=== RECORD LIST ===
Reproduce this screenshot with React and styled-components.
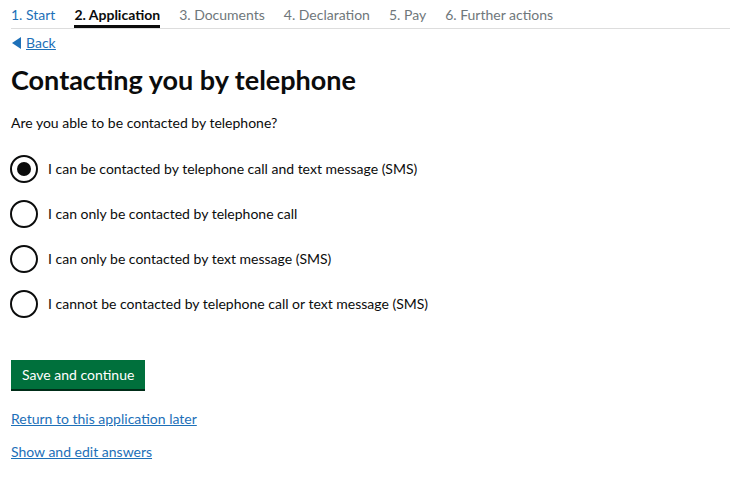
import React from 'react'
import styled, { createGlobalStyle } from 'styled-components'

const GlobalStyle = createGlobalStyle`
    body {
        margin: 0;
        background: #ffffff;
        font-family: Lato, "Noto Sans", Arial, sans-serif;
        color: #0b0c0c;
    }
`;

const steps = [
    { label: '1. Start', state: 'done' },
    { label: '2. Application', state: 'active' },
    { label: '3. Documents', state: 'todo' },
    { label: '4. Declaration', state: 'todo' },
    { label: '5. Pay', state: 'todo' },
    { label: '6. Further actions', state: 'todo' },
];

const options = [
    'I can be contacted by telephone call and text message (SMS)',
    'I can only be contacted by telephone call',
    'I can only be contacted by text message (SMS)',
    'I cannot be contacted by telephone call or text message (SMS)',
];

function App() {
    const [choice, setChoice] = React.useState(0);
    return (
        <>
            <GlobalStyle />
            <PageStyled>
                <StepNav>
                    {steps.map((s) => (
                        <Step key={s.label} state={s.state}>{s.label}</Step>
                    ))}
                </StepNav>
                <BackLink href="#">
                    <svg width="9" height="12" viewBox="0 0 9 12">
                        <path d="M9 0 L0 6 L9 12 Z" fill="#1d70b8" />
                    </svg>
                    <span>Back</span>
                </BackLink>
                <Heading>Contacting you by telephone</Heading>
                <Question>Are you able to be contacted by telephone?</Question>
                <RadioList>
                    {options.map((o, i) => (
                        <RadioRow key={o} onClick={() => setChoice(i)}>
                            <RadioCircle checked={choice === i} />
                            <RadioLabel>{o}</RadioLabel>
                        </RadioRow>
                    ))}
                </RadioList>
                <Button>Save and continue</Button>
                <TextLink href="#">Return to this application later</TextLink>
                <TextLink href="#">Show and edit answers</TextLink>
            </PageStyled>
        </>
    )
}

const PageStyled = styled.div`
    padding: 0 10px 0 11px;
    display: flex;
    flex-direction: column;
    align-items: flex-start;
`;

const StepNav = styled.nav`
    align-self: stretch;
    display: flex;
    gap: 19px;
    border-bottom: 1px solid #dddddd;
    height: 29px;
    box-sizing: border-box;
`;

const Step = styled.span`
    font-size: 14px;
    line-height: 15px;
    padding-top: 7px;
    height: 28px;
    box-sizing: border-box;
    color: ${p => p.state === 'done' ? '#1d70b8' : p.state === 'active' ? '#0b0c0c' : '#6f777b'};
    font-weight: ${p => p.state === 'active' ? 700 : 400};
    border-bottom: 3px solid ${p => p.state === 'active' ? '#0b0c0c' : 'transparent'};
`;

const BackLink = styled.a`
    margin-top: 5px;
    display: flex;
    align-items: center;
    gap: 5px;
    color: #1d70b8;
    font-size: 14px;
    line-height: 18px;
    padding-left: 1px;
    span {
        text-decoration: underline;
    }
`;

const Heading = styled.h1`
    margin: 12px 0 0;
    font-size: 27px;
    line-height: 32px;
    font-weight: 700;
`;

const Question = styled.p`
    margin: 17px 0 0;
    font-size: 14px;
    line-height: 20px;
`;

const RadioList = styled.div`
    margin-top: 22px;
    display: flex;
    flex-direction: column;
    gap: 17px;
`;

const RadioRow = styled.label`
    display: flex;
    align-items: center;
    gap: 10px;
    cursor: pointer;
`;

const RadioCircle = styled.span`
    width: 28px;
    height: 28px;
    box-sizing: border-box;
    border: 2px solid #0b0c0c;
    border-radius: 50%;
    margin-left: -1px;
    display: flex;
    align-items: center;
    justify-content: center;
    &::after {
        content: '';
        width: 14px;
        height: 14px;
        border-radius: 50%;
        background: #0b0c0c;
        display: ${p => p.checked ? 'block' : 'none'};
    }
`;

const RadioLabel = styled.span`
    font-size: 14px;
    line-height: 20px;
`;

const Button = styled.button`
    margin-top: 42px;
    background: #00703c;
    color: #ffffff;
    border: 0;
    box-shadow: 0 2px 0 #002d18;
    font-family: inherit;
    font-size: 14px;
    line-height: 20px;
    padding: 5px 11px 4px;
    height: 29px;
    cursor: pointer;
`;

const TextLink = styled.a`
    margin-top: 20px;
    color: #1d70b8;
    font-size: 14px;
    line-height: 20px;
    text-decoration: underline;
    & + & {
        margin-top: 13px;
    }
`;

export default App;
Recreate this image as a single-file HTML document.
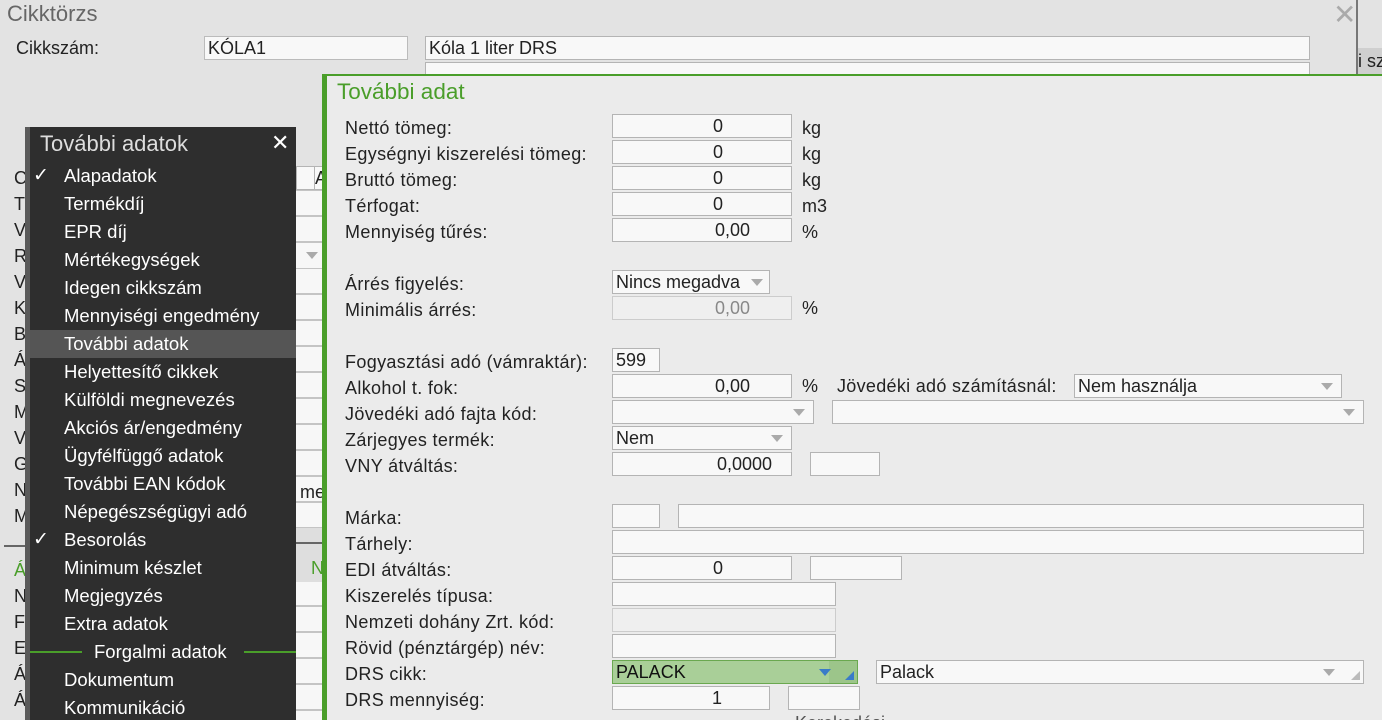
===
Without the pictures, repeat all the records word for word.

Reproduce this screenshot with React and styled-components.
import React from 'react'
import styled, { createGlobalStyle } from 'styled-components'

const GlobalStyle = createGlobalStyle`
    body {
        margin: 0;
        background: #ffffff;
        font-family: Lato, "Noto Sans", Arial, sans-serif;
        color: #0b0c0c;
    }
`;

const steps = [
    { label: '1. Start', state: 'done' },
    { label: '2. Application', state: 'active' },
    { label: '3. Documents', state: 'todo' },
    { label: '4. Declaration', state: 'todo' },
    { label: '5. Pay', state: 'todo' },
    { label: '6. Further actions', state: 'todo' },
];

const options = [
    'I can be contacted by telephone call and text message (SMS)',
    'I can only be contacted by telephone call',
    'I can only be contacted by text message (SMS)',
    'I cannot be contacted by telephone call or text message (SMS)',
];

function App() {
    const [choice, setChoice] = React.useState(0);
    return (
        <>
            <GlobalStyle />
            <PageStyled>
                <StepNav>
                    {steps.map((s) => (
                        <Step key={s.label} state={s.state}>{s.label}</Step>
                    ))}
                </StepNav>
                <BackLink href="#">
                    <svg width="9" height="12" viewBox="0 0 9 12">
                        <path d="M9 0 L0 6 L9 12 Z" fill="#1d70b8" />
                    </svg>
                    <span>Back</span>
                </BackLink>
                <Heading>Contacting you by telephone</Heading>
                <Question>Are you able to be contacted by telephone?</Question>
                <RadioList>
                    {options.map((o, i) => (
                        <RadioRow key={o} onClick={() => setChoice(i)}>
                            <RadioCircle checked={choice === i} />
                            <RadioLabel>{o}</RadioLabel>
                        </RadioRow>
                    ))}
                </RadioList>
                <Button>Save and continue</Button>
                <TextLink href="#">Return to this application later</TextLink>
                <TextLink href="#">Show and edit answers</TextLink>
            </PageStyled>
        </>
    )
}

const PageStyled = styled.div`
    padding: 0 10px 0 11px;
    display: flex;
    flex-direction: column;
    align-items: flex-start;
`;

const StepNav = styled.nav`
    align-self: stretch;
    display: flex;
    gap: 19px;
    border-bottom: 1px solid #dddddd;
    height: 29px;
    box-sizing: border-box;
`;

const Step = styled.span`
    font-size: 14px;
    line-height: 15px;
    padding-top: 7px;
    height: 28px;
    box-sizing: border-box;
    color: ${p => p.state === 'done' ? '#1d70b8' : p.state === 'active' ? '#0b0c0c' : '#6f777b'};
    font-weight: ${p => p.state === 'active' ? 700 : 400};
    border-bottom: 3px solid ${p => p.state === 'active' ? '#0b0c0c' : 'transparent'};
`;

const BackLink = styled.a`
    margin-top: 5px;
    display: flex;
    align-items: center;
    gap: 5px;
    color: #1d70b8;
    font-size: 14px;
    line-height: 18px;
    padding-left: 1px;
    span {
        text-decoration: underline;
    }
`;

const Heading = styled.h1`
    margin: 12px 0 0;
    font-size: 27px;
    line-height: 32px;
    font-weight: 700;
`;

const Question = styled.p`
    margin: 17px 0 0;
    font-size: 14px;
    line-height: 20px;
`;

const RadioList = styled.div`
    margin-top: 22px;
    display: flex;
    flex-direction: column;
    gap: 17px;
`;

const RadioRow = styled.label`
    display: flex;
    align-items: center;
    gap: 10px;
    cursor: pointer;
`;

const RadioCircle = styled.span`
    width: 28px;
    height: 28px;
    box-sizing: border-box;
    border: 2px solid #0b0c0c;
    border-radius: 50%;
    margin-left: -1px;
    display: flex;
    align-items: center;
    justify-content: center;
    &::after {
        content: '';
        width: 14px;
        height: 14px;
        border-radius: 50%;
        background: #0b0c0c;
        display: ${p => p.checked ? 'block' : 'none'};
    }
`;

const RadioLabel = styled.span`
    font-size: 14px;
    line-height: 20px;
`;

const Button = styled.button`
    margin-top: 42px;
    background: #00703c;
    color: #ffffff;
    border: 0;
    box-shadow: 0 2px 0 #002d18;
    font-family: inherit;
    font-size: 14px;
    line-height: 20px;
    padding: 5px 11px 4px;
    height: 29px;
    cursor: pointer;
`;

const TextLink = styled.a`
    margin-top: 20px;
    color: #1d70b8;
    font-size: 14px;
    line-height: 20px;
    text-decoration: underline;
    & + & {
        margin-top: 13px;
    }
`;

export default App;
Recreate this image as a single-file HTML document.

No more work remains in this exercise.